## Task
With the pictures left out, copy the listing below exactly.

## Information shown
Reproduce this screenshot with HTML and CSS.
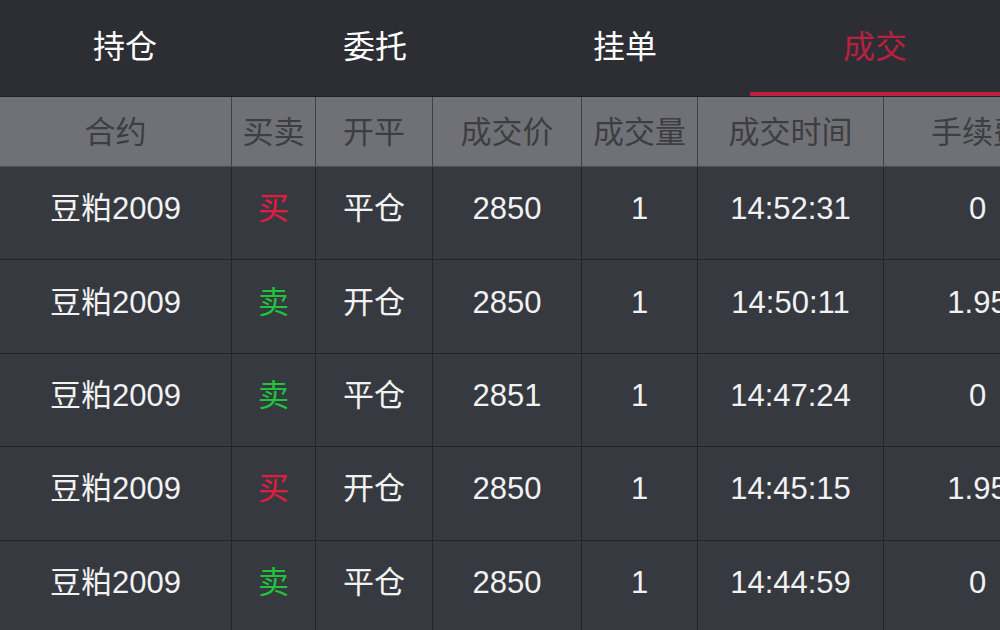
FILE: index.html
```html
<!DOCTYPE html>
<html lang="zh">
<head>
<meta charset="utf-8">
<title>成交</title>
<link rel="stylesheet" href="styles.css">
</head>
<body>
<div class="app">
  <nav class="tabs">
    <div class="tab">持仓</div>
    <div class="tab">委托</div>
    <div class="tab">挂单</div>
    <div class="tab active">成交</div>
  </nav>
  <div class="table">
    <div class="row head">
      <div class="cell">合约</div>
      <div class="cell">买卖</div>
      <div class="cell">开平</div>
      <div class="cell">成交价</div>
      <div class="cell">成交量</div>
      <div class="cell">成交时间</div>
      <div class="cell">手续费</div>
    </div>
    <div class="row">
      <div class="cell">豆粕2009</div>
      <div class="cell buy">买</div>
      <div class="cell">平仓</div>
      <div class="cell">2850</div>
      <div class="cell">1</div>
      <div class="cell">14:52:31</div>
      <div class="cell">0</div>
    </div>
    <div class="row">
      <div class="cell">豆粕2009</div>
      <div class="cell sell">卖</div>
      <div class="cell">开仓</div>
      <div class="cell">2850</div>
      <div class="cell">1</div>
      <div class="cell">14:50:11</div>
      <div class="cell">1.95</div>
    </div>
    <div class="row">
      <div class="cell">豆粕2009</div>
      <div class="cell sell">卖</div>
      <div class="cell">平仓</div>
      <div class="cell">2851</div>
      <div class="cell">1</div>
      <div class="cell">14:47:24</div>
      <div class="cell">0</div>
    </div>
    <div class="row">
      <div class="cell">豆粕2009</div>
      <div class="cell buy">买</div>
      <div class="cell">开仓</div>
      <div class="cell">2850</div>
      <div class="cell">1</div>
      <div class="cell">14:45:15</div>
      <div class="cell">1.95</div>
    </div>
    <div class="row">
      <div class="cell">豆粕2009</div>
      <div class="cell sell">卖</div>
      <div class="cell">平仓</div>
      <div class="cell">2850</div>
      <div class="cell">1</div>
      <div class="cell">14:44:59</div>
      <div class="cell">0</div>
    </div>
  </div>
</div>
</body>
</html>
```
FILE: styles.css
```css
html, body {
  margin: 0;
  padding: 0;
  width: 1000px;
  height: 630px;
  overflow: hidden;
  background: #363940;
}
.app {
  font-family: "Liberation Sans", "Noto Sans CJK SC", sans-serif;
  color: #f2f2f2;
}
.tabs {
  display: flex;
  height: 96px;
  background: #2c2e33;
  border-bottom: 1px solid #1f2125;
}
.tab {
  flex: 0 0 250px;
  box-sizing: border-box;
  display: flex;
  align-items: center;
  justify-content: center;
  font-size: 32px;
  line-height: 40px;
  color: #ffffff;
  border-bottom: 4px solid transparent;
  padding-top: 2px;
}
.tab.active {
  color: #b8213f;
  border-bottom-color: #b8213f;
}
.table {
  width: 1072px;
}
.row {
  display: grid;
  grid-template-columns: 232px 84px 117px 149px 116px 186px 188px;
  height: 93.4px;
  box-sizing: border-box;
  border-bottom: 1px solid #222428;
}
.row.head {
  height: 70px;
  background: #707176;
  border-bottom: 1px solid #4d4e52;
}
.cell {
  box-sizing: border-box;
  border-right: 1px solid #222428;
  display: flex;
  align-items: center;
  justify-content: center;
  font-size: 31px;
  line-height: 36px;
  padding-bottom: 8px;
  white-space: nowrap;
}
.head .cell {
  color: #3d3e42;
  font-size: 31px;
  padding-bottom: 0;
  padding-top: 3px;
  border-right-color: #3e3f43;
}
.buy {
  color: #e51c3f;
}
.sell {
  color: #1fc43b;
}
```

## Reply to the task
Reproduce this screenshot with HTML and CSS.
FILE: index.html
```html
<!DOCTYPE html>
<html lang="zh">
<head>
<meta charset="utf-8">
<title>成交</title>
<link rel="stylesheet" href="styles.css">
</head>
<body>
<div class="app">
  <nav class="tabs">
    <div class="tab">持仓</div>
    <div class="tab">委托</div>
    <div class="tab">挂单</div>
    <div class="tab active">成交</div>
  </nav>
  <div class="table">
    <div class="row head">
      <div class="cell">合约</div>
      <div class="cell">买卖</div>
      <div class="cell">开平</div>
      <div class="cell">成交价</div>
      <div class="cell">成交量</div>
      <div class="cell">成交时间</div>
      <div class="cell">手续费</div>
    </div>
    <div class="row">
      <div class="cell">豆粕2009</div>
      <div class="cell buy">买</div>
      <div class="cell">平仓</div>
      <div class="cell">2850</div>
      <div class="cell">1</div>
      <div class="cell">14:52:31</div>
      <div class="cell">0</div>
    </div>
    <div class="row">
      <div class="cell">豆粕2009</div>
      <div class="cell sell">卖</div>
      <div class="cell">开仓</div>
      <div class="cell">2850</div>
      <div class="cell">1</div>
      <div class="cell">14:50:11</div>
      <div class="cell">1.95</div>
    </div>
    <div class="row">
      <div class="cell">豆粕2009</div>
      <div class="cell sell">卖</div>
      <div class="cell">平仓</div>
      <div class="cell">2851</div>
      <div class="cell">1</div>
      <div class="cell">14:47:24</div>
      <div class="cell">0</div>
    </div>
    <div class="row">
      <div class="cell">豆粕2009</div>
      <div class="cell buy">买</div>
      <div class="cell">开仓</div>
      <div class="cell">2850</div>
      <div class="cell">1</div>
      <div class="cell">14:45:15</div>
      <div class="cell">1.95</div>
    </div>
    <div class="row">
      <div class="cell">豆粕2009</div>
      <div class="cell sell">卖</div>
      <div class="cell">平仓</div>
      <div class="cell">2850</div>
      <div class="cell">1</div>
      <div class="cell">14:44:59</div>
      <div class="cell">0</div>
    </div>
  </div>
</div>
</body>
</html>
```
FILE: styles.css
```css
html, body {
  margin: 0;
  padding: 0;
  width: 1000px;
  height: 630px;
  overflow: hidden;
  background: #363940;
}
.app {
  font-family: "Liberation Sans", "Noto Sans CJK SC", sans-serif;
  color: #f2f2f2;
}
.tabs {
  display: flex;
  height: 96px;
  background: #2c2e33;
  border-bottom: 1px solid #1f2125;
}
.tab {
  flex: 0 0 250px;
  box-sizing: border-box;
  display: flex;
  align-items: center;
  justify-content: center;
  font-size: 32px;
  line-height: 40px;
  color: #ffffff;
  border-bottom: 4px solid transparent;
  padding-top: 2px;
}
.tab.active {
  color: #b8213f;
  border-bottom-color: #b8213f;
}
.table {
  width: 1072px;
}
.row {
  display: grid;
  grid-template-columns: 232px 84px 117px 149px 116px 186px 188px;
  height: 93.4px;
  box-sizing: border-box;
  border-bottom: 1px solid #222428;
}
.row.head {
  height: 70px;
  background: #707176;
  border-bottom: 1px solid #4d4e52;
}
.cell {
  box-sizing: border-box;
  border-right: 1px solid #222428;
  display: flex;
  align-items: center;
  justify-content: center;
  font-size: 31px;
  line-height: 36px;
  padding-bottom: 8px;
  white-space: nowrap;
}
.head .cell {
  color: #3d3e42;
  font-size: 31px;
  padding-bottom: 0;
  padding-top: 3px;
  border-right-color: #3e3f43;
}
.buy {
  color: #e51c3f;
}
.sell {
  color: #1fc43b;
}
```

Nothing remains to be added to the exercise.